#### Exercise description:
Give the number of lines in the records below that include "React", and nothing more.

#### Extracted material:
-----

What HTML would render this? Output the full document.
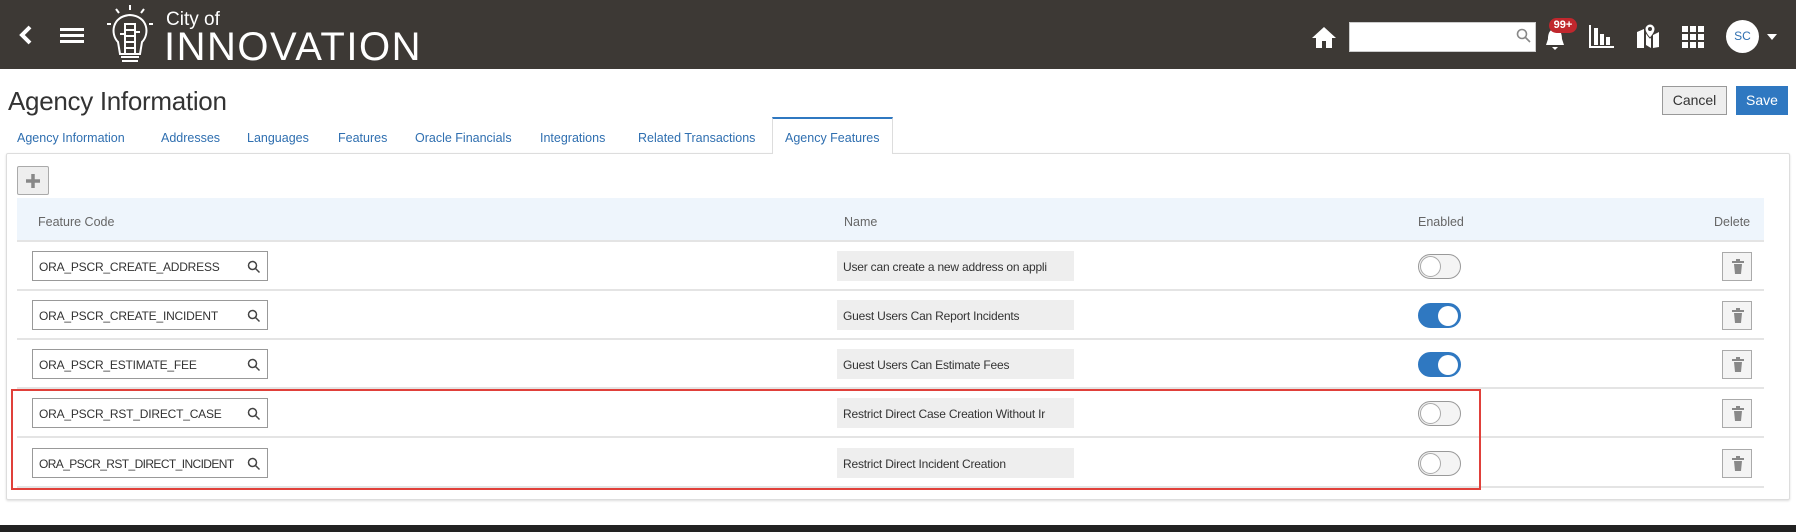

-----

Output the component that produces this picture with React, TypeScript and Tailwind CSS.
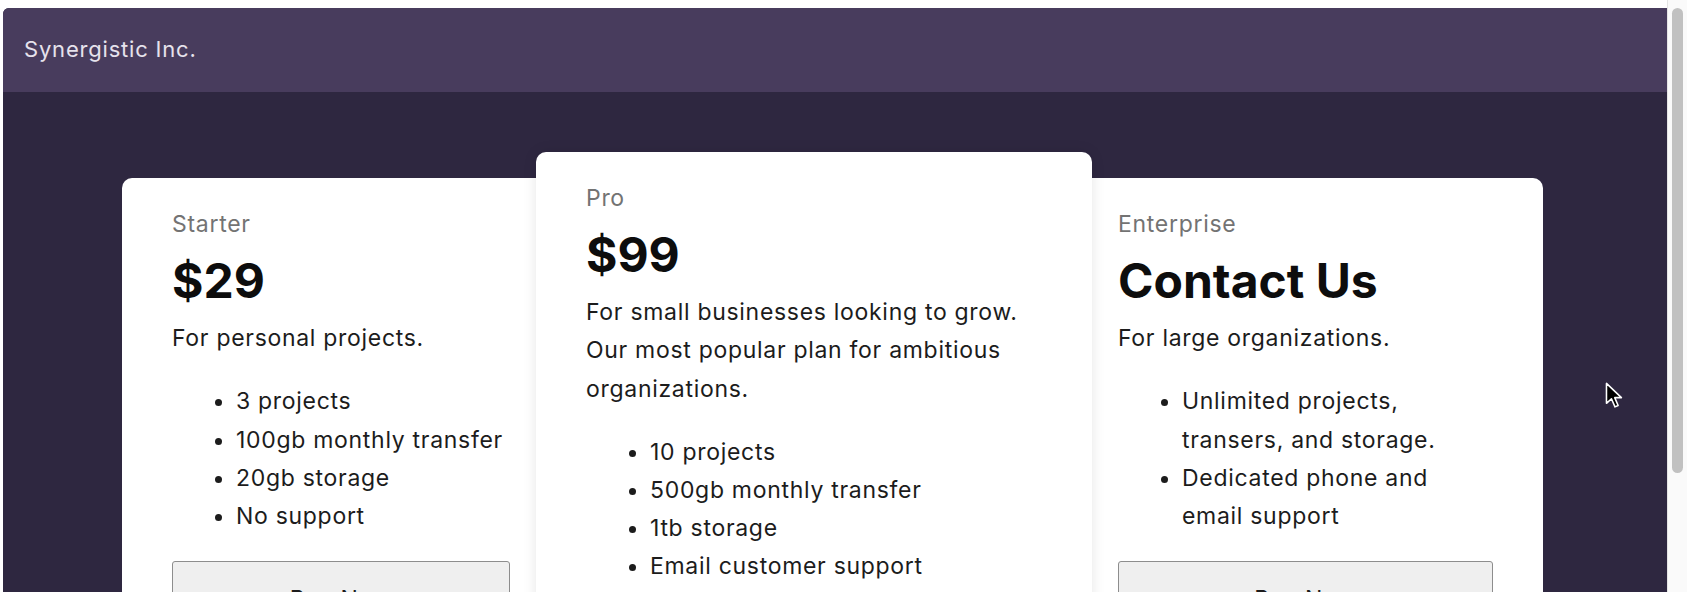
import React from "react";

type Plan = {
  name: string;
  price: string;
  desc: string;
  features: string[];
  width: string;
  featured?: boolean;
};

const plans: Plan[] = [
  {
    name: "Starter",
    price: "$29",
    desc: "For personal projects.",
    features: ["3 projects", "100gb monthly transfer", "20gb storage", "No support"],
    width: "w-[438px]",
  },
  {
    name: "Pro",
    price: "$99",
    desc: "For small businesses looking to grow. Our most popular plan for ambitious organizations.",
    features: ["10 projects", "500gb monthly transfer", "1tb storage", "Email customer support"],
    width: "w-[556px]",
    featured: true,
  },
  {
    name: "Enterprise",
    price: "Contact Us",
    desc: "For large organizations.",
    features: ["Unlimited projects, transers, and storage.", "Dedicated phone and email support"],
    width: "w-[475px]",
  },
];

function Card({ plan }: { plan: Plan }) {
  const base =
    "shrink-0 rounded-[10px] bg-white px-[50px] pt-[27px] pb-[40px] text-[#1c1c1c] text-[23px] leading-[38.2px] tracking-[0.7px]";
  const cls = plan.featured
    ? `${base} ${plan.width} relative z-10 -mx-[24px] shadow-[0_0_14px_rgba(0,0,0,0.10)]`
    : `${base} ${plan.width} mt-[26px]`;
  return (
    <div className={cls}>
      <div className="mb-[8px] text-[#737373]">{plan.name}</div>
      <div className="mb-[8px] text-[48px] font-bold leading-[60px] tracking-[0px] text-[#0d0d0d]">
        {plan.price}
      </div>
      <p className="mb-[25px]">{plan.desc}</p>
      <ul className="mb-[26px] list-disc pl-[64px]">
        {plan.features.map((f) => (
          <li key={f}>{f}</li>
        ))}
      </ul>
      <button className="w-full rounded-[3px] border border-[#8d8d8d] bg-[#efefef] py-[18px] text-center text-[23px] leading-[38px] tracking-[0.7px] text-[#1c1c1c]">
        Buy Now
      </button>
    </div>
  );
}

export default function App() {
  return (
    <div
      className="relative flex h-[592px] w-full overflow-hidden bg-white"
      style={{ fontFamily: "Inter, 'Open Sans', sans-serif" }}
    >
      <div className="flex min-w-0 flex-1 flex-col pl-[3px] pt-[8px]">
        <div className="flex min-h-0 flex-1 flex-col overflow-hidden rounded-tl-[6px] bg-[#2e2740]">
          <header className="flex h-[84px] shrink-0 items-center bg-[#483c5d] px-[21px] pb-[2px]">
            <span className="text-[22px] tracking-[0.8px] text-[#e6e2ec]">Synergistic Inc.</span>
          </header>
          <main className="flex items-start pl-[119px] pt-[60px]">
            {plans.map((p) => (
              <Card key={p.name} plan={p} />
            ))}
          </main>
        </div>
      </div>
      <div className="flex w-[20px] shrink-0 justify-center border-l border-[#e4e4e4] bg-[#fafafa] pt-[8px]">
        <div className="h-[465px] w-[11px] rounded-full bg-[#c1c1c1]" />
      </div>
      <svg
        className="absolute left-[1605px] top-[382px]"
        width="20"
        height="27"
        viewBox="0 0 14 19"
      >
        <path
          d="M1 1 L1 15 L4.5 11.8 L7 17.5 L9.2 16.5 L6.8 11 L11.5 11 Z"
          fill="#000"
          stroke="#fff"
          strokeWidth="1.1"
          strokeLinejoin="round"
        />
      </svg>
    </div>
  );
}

-----

#### Output for this task:
2